* Data provided:
#####

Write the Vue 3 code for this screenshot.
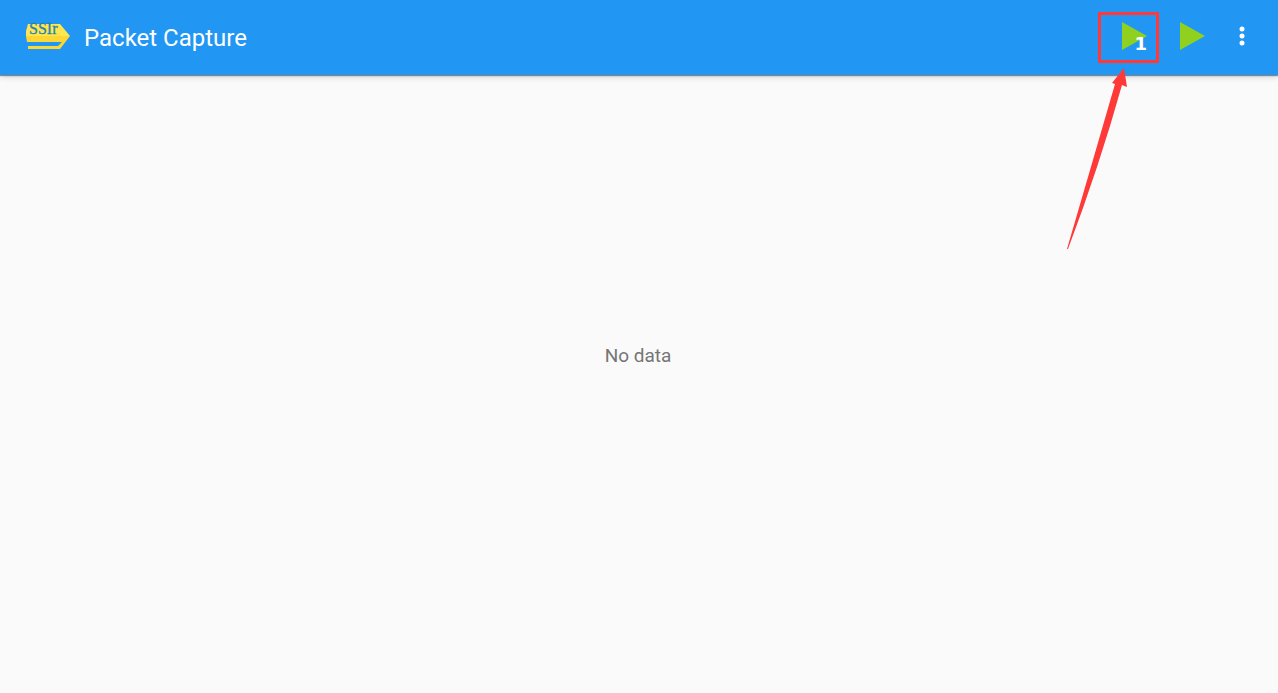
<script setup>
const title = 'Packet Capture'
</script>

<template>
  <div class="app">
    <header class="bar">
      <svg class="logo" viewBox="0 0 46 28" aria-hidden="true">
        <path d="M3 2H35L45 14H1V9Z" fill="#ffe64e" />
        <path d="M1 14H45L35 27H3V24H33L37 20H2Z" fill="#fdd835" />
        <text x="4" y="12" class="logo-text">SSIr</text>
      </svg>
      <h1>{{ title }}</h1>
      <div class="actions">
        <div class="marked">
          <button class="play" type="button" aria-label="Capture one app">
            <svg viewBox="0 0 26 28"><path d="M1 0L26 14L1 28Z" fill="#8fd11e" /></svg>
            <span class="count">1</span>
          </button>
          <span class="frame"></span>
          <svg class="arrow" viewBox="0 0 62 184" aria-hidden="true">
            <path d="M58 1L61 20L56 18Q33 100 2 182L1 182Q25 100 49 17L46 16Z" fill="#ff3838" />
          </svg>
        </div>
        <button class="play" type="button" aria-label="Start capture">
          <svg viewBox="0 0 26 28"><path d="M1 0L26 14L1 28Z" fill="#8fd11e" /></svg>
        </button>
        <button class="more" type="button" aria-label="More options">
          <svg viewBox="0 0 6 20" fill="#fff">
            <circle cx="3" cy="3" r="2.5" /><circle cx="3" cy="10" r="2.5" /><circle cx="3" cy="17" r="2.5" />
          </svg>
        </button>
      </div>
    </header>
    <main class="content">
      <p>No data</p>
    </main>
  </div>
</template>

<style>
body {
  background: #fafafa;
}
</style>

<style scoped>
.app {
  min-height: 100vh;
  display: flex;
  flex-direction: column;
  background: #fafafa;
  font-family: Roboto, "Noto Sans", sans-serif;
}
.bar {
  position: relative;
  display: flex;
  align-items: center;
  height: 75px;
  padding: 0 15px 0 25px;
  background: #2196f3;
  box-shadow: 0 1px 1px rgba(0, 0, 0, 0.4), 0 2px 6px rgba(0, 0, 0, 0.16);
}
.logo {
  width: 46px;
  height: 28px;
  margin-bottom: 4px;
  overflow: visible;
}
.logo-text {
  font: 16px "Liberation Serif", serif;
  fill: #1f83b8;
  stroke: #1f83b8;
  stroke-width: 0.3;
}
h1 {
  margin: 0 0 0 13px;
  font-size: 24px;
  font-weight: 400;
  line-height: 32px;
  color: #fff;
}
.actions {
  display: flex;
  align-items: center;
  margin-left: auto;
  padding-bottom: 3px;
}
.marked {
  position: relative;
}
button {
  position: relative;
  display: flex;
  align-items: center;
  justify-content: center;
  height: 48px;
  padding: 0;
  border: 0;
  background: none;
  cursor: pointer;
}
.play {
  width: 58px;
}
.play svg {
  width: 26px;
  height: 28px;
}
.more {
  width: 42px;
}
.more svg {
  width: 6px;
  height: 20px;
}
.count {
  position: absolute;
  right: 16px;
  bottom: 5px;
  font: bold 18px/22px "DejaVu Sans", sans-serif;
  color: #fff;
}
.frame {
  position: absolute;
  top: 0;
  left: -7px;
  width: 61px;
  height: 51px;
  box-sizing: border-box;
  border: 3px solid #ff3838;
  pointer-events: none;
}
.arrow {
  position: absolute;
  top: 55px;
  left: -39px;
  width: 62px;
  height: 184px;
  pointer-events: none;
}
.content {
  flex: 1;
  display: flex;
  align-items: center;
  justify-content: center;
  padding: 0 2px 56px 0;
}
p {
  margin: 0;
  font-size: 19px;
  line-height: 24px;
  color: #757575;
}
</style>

#####

* Exercise: Keep the pictures out of the copy and write out the data exactly as it stands.

* Result for this exercise:
Write the Vue 3 code for this screenshot.
<script setup>
const title = 'Packet Capture'
</script>

<template>
  <div class="app">
    <header class="bar">
      <svg class="logo" viewBox="0 0 46 28" aria-hidden="true">
        <path d="M3 2H35L45 14H1V9Z" fill="#ffe64e" />
        <path d="M1 14H45L35 27H3V24H33L37 20H2Z" fill="#fdd835" />
        <text x="4" y="12" class="logo-text">SSIr</text>
      </svg>
      <h1>{{ title }}</h1>
      <div class="actions">
        <div class="marked">
          <button class="play" type="button" aria-label="Capture one app">
            <svg viewBox="0 0 26 28"><path d="M1 0L26 14L1 28Z" fill="#8fd11e" /></svg>
            <span class="count">1</span>
          </button>
          <span class="frame"></span>
          <svg class="arrow" viewBox="0 0 62 184" aria-hidden="true">
            <path d="M58 1L61 20L56 18Q33 100 2 182L1 182Q25 100 49 17L46 16Z" fill="#ff3838" />
          </svg>
        </div>
        <button class="play" type="button" aria-label="Start capture">
          <svg viewBox="0 0 26 28"><path d="M1 0L26 14L1 28Z" fill="#8fd11e" /></svg>
        </button>
        <button class="more" type="button" aria-label="More options">
          <svg viewBox="0 0 6 20" fill="#fff">
            <circle cx="3" cy="3" r="2.5" /><circle cx="3" cy="10" r="2.5" /><circle cx="3" cy="17" r="2.5" />
          </svg>
        </button>
      </div>
    </header>
    <main class="content">
      <p>No data</p>
    </main>
  </div>
</template>

<style>
body {
  background: #fafafa;
}
</style>

<style scoped>
.app {
  min-height: 100vh;
  display: flex;
  flex-direction: column;
  background: #fafafa;
  font-family: Roboto, "Noto Sans", sans-serif;
}
.bar {
  position: relative;
  display: flex;
  align-items: center;
  height: 75px;
  padding: 0 15px 0 25px;
  background: #2196f3;
  box-shadow: 0 1px 1px rgba(0, 0, 0, 0.4), 0 2px 6px rgba(0, 0, 0, 0.16);
}
.logo {
  width: 46px;
  height: 28px;
  margin-bottom: 4px;
  overflow: visible;
}
.logo-text {
  font: 16px "Liberation Serif", serif;
  fill: #1f83b8;
  stroke: #1f83b8;
  stroke-width: 0.3;
}
h1 {
  margin: 0 0 0 13px;
  font-size: 24px;
  font-weight: 400;
  line-height: 32px;
  color: #fff;
}
.actions {
  display: flex;
  align-items: center;
  margin-left: auto;
  padding-bottom: 3px;
}
.marked {
  position: relative;
}
button {
  position: relative;
  display: flex;
  align-items: center;
  justify-content: center;
  height: 48px;
  padding: 0;
  border: 0;
  background: none;
  cursor: pointer;
}
.play {
  width: 58px;
}
.play svg {
  width: 26px;
  height: 28px;
}
.more {
  width: 42px;
}
.more svg {
  width: 6px;
  height: 20px;
}
.count {
  position: absolute;
  right: 16px;
  bottom: 5px;
  font: bold 18px/22px "DejaVu Sans", sans-serif;
  color: #fff;
}
.frame {
  position: absolute;
  top: 0;
  left: -7px;
  width: 61px;
  height: 51px;
  box-sizing: border-box;
  border: 3px solid #ff3838;
  pointer-events: none;
}
.arrow {
  position: absolute;
  top: 55px;
  left: -39px;
  width: 62px;
  height: 184px;
  pointer-events: none;
}
.content {
  flex: 1;
  display: flex;
  align-items: center;
  justify-content: center;
  padding: 0 2px 56px 0;
}
p {
  margin: 0;
  font-size: 19px;
  line-height: 24px;
  color: #757575;
}
</style>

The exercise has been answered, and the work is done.